*DATA*
'''

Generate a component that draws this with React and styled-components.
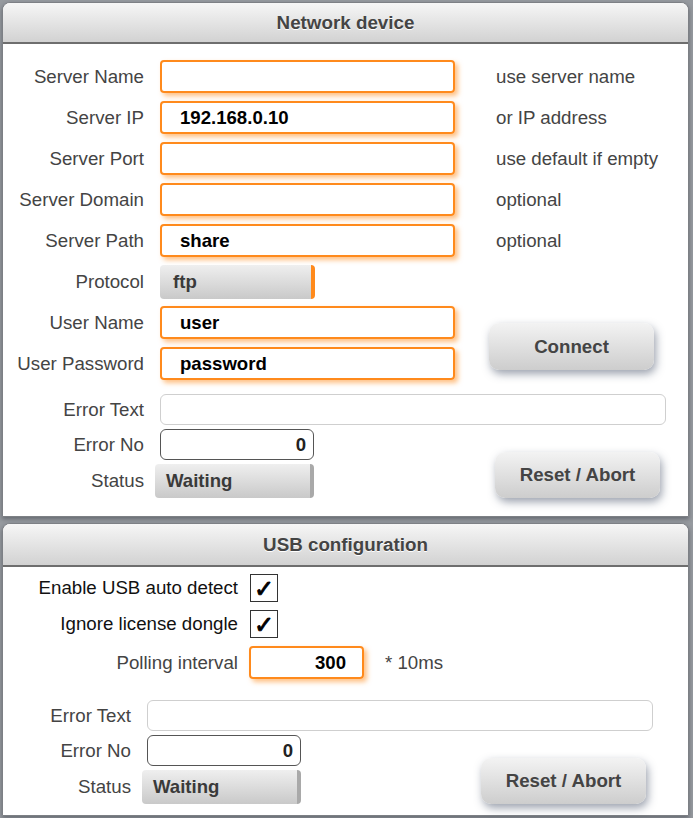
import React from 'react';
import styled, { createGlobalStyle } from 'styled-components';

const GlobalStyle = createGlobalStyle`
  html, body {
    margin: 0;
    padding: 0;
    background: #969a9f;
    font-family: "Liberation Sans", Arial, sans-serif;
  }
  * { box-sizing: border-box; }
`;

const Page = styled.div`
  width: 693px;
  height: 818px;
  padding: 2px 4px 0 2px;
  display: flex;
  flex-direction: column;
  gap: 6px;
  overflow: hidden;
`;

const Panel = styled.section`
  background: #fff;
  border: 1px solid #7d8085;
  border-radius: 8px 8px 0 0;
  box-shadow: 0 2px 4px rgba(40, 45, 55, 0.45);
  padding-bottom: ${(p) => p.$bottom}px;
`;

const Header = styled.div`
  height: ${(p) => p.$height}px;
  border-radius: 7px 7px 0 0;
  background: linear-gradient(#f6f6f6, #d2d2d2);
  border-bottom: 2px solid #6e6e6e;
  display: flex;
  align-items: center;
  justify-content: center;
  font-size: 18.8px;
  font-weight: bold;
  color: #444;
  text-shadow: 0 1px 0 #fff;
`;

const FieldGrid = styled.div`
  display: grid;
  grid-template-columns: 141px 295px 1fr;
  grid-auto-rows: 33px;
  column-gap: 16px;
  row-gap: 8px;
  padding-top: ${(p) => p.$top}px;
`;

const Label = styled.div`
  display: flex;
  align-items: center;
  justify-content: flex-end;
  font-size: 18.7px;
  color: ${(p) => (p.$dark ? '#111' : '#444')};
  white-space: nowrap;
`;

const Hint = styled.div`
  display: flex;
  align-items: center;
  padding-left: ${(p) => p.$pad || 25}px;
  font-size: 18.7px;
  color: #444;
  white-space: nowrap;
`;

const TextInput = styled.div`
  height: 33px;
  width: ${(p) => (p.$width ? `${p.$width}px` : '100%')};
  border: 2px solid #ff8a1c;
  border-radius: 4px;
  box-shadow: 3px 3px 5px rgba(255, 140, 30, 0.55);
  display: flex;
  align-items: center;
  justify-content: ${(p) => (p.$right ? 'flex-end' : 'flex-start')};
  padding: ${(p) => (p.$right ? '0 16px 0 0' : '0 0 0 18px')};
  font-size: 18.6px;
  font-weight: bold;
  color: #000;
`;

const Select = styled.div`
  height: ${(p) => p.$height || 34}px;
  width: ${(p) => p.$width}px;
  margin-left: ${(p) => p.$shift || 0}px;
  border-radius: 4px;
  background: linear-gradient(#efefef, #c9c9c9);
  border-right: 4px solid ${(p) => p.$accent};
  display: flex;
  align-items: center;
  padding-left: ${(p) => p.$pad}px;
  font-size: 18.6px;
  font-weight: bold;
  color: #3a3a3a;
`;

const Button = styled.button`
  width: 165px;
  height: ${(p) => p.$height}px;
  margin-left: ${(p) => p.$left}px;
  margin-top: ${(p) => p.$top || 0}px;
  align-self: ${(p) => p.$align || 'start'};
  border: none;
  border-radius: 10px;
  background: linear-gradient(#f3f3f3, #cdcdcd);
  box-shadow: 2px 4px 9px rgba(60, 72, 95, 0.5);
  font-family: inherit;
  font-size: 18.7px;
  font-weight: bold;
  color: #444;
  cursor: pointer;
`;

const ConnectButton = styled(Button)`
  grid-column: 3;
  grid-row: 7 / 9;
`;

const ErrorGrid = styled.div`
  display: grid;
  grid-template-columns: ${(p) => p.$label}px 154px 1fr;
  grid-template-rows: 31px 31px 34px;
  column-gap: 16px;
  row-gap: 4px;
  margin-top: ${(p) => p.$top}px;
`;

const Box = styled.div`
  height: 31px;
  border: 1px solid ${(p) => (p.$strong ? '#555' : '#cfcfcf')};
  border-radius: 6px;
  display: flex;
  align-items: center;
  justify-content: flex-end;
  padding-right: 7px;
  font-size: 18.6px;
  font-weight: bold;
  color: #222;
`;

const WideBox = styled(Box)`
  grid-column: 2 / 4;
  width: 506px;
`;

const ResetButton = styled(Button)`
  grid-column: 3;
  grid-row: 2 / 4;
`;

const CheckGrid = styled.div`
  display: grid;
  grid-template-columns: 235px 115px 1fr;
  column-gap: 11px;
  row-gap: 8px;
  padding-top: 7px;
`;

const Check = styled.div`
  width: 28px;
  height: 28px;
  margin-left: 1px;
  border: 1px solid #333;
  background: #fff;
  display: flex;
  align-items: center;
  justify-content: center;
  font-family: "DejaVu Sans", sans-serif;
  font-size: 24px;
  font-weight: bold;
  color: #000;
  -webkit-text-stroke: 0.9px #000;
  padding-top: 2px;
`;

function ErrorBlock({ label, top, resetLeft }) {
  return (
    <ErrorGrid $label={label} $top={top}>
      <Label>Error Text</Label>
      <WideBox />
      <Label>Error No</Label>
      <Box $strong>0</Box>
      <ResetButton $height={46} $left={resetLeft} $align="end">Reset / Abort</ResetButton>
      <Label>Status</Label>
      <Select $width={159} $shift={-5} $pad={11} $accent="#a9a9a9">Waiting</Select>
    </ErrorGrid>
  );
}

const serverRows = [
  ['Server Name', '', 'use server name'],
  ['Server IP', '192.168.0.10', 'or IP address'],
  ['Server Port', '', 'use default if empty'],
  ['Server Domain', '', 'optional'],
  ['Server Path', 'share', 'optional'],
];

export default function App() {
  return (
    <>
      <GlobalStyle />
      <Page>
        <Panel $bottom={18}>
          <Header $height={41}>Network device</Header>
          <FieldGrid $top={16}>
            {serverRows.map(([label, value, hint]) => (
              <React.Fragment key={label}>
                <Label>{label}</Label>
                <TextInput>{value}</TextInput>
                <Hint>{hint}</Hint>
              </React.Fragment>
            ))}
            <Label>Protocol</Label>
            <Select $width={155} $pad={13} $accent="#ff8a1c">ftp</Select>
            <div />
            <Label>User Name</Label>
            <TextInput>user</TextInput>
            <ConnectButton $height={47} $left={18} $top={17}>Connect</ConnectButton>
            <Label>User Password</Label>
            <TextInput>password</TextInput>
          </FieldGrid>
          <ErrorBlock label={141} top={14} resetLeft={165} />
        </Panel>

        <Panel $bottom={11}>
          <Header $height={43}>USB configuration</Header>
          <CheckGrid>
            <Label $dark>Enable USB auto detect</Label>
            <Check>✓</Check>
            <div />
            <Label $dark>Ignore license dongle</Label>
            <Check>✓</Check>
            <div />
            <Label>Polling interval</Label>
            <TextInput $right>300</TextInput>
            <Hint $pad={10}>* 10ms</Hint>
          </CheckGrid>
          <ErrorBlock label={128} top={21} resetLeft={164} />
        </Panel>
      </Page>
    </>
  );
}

'''

Repeat the listing above exactly, with no pictures.

*RESULT FOR THIS TASK*
Generate a component that draws this with React and styled-components.
import React from 'react';
import styled, { createGlobalStyle } from 'styled-components';

const GlobalStyle = createGlobalStyle`
  html, body {
    margin: 0;
    padding: 0;
    background: #969a9f;
    font-family: "Liberation Sans", Arial, sans-serif;
  }
  * { box-sizing: border-box; }
`;

const Page = styled.div`
  width: 693px;
  height: 818px;
  padding: 2px 4px 0 2px;
  display: flex;
  flex-direction: column;
  gap: 6px;
  overflow: hidden;
`;

const Panel = styled.section`
  background: #fff;
  border: 1px solid #7d8085;
  border-radius: 8px 8px 0 0;
  box-shadow: 0 2px 4px rgba(40, 45, 55, 0.45);
  padding-bottom: ${(p) => p.$bottom}px;
`;

const Header = styled.div`
  height: ${(p) => p.$height}px;
  border-radius: 7px 7px 0 0;
  background: linear-gradient(#f6f6f6, #d2d2d2);
  border-bottom: 2px solid #6e6e6e;
  display: flex;
  align-items: center;
  justify-content: center;
  font-size: 18.8px;
  font-weight: bold;
  color: #444;
  text-shadow: 0 1px 0 #fff;
`;

const FieldGrid = styled.div`
  display: grid;
  grid-template-columns: 141px 295px 1fr;
  grid-auto-rows: 33px;
  column-gap: 16px;
  row-gap: 8px;
  padding-top: ${(p) => p.$top}px;
`;

const Label = styled.div`
  display: flex;
  align-items: center;
  justify-content: flex-end;
  font-size: 18.7px;
  color: ${(p) => (p.$dark ? '#111' : '#444')};
  white-space: nowrap;
`;

const Hint = styled.div`
  display: flex;
  align-items: center;
  padding-left: ${(p) => p.$pad || 25}px;
  font-size: 18.7px;
  color: #444;
  white-space: nowrap;
`;

const TextInput = styled.div`
  height: 33px;
  width: ${(p) => (p.$width ? `${p.$width}px` : '100%')};
  border: 2px solid #ff8a1c;
  border-radius: 4px;
  box-shadow: 3px 3px 5px rgba(255, 140, 30, 0.55);
  display: flex;
  align-items: center;
  justify-content: ${(p) => (p.$right ? 'flex-end' : 'flex-start')};
  padding: ${(p) => (p.$right ? '0 16px 0 0' : '0 0 0 18px')};
  font-size: 18.6px;
  font-weight: bold;
  color: #000;
`;

const Select = styled.div`
  height: ${(p) => p.$height || 34}px;
  width: ${(p) => p.$width}px;
  margin-left: ${(p) => p.$shift || 0}px;
  border-radius: 4px;
  background: linear-gradient(#efefef, #c9c9c9);
  border-right: 4px solid ${(p) => p.$accent};
  display: flex;
  align-items: center;
  padding-left: ${(p) => p.$pad}px;
  font-size: 18.6px;
  font-weight: bold;
  color: #3a3a3a;
`;

const Button = styled.button`
  width: 165px;
  height: ${(p) => p.$height}px;
  margin-left: ${(p) => p.$left}px;
  margin-top: ${(p) => p.$top || 0}px;
  align-self: ${(p) => p.$align || 'start'};
  border: none;
  border-radius: 10px;
  background: linear-gradient(#f3f3f3, #cdcdcd);
  box-shadow: 2px 4px 9px rgba(60, 72, 95, 0.5);
  font-family: inherit;
  font-size: 18.7px;
  font-weight: bold;
  color: #444;
  cursor: pointer;
`;

const ConnectButton = styled(Button)`
  grid-column: 3;
  grid-row: 7 / 9;
`;

const ErrorGrid = styled.div`
  display: grid;
  grid-template-columns: ${(p) => p.$label}px 154px 1fr;
  grid-template-rows: 31px 31px 34px;
  column-gap: 16px;
  row-gap: 4px;
  margin-top: ${(p) => p.$top}px;
`;

const Box = styled.div`
  height: 31px;
  border: 1px solid ${(p) => (p.$strong ? '#555' : '#cfcfcf')};
  border-radius: 6px;
  display: flex;
  align-items: center;
  justify-content: flex-end;
  padding-right: 7px;
  font-size: 18.6px;
  font-weight: bold;
  color: #222;
`;

const WideBox = styled(Box)`
  grid-column: 2 / 4;
  width: 506px;
`;

const ResetButton = styled(Button)`
  grid-column: 3;
  grid-row: 2 / 4;
`;

const CheckGrid = styled.div`
  display: grid;
  grid-template-columns: 235px 115px 1fr;
  column-gap: 11px;
  row-gap: 8px;
  padding-top: 7px;
`;

const Check = styled.div`
  width: 28px;
  height: 28px;
  margin-left: 1px;
  border: 1px solid #333;
  background: #fff;
  display: flex;
  align-items: center;
  justify-content: center;
  font-family: "DejaVu Sans", sans-serif;
  font-size: 24px;
  font-weight: bold;
  color: #000;
  -webkit-text-stroke: 0.9px #000;
  padding-top: 2px;
`;

function ErrorBlock({ label, top, resetLeft }) {
  return (
    <ErrorGrid $label={label} $top={top}>
      <Label>Error Text</Label>
      <WideBox />
      <Label>Error No</Label>
      <Box $strong>0</Box>
      <ResetButton $height={46} $left={resetLeft} $align="end">Reset / Abort</ResetButton>
      <Label>Status</Label>
      <Select $width={159} $shift={-5} $pad={11} $accent="#a9a9a9">Waiting</Select>
    </ErrorGrid>
  );
}

const serverRows = [
  ['Server Name', '', 'use server name'],
  ['Server IP', '192.168.0.10', 'or IP address'],
  ['Server Port', '', 'use default if empty'],
  ['Server Domain', '', 'optional'],
  ['Server Path', 'share', 'optional'],
];

export default function App() {
  return (
    <>
      <GlobalStyle />
      <Page>
        <Panel $bottom={18}>
          <Header $height={41}>Network device</Header>
          <FieldGrid $top={16}>
            {serverRows.map(([label, value, hint]) => (
              <React.Fragment key={label}>
                <Label>{label}</Label>
                <TextInput>{value}</TextInput>
                <Hint>{hint}</Hint>
              </React.Fragment>
            ))}
            <Label>Protocol</Label>
            <Select $width={155} $pad={13} $accent="#ff8a1c">ftp</Select>
            <div />
            <Label>User Name</Label>
            <TextInput>user</TextInput>
            <ConnectButton $height={47} $left={18} $top={17}>Connect</ConnectButton>
            <Label>User Password</Label>
            <TextInput>password</TextInput>
          </FieldGrid>
          <ErrorBlock label={141} top={14} resetLeft={165} />
        </Panel>

        <Panel $bottom={11}>
          <Header $height={43}>USB configuration</Header>
          <CheckGrid>
            <Label $dark>Enable USB auto detect</Label>
            <Check>✓</Check>
            <div />
            <Label $dark>Ignore license dongle</Label>
            <Check>✓</Check>
            <div />
            <Label>Polling interval</Label>
            <TextInput $right>300</TextInput>
            <Hint $pad={10}>* 10ms</Hint>
          </CheckGrid>
          <ErrorBlock label={128} top={21} resetLeft={164} />
        </Panel>
      </Page>
    </>
  );
}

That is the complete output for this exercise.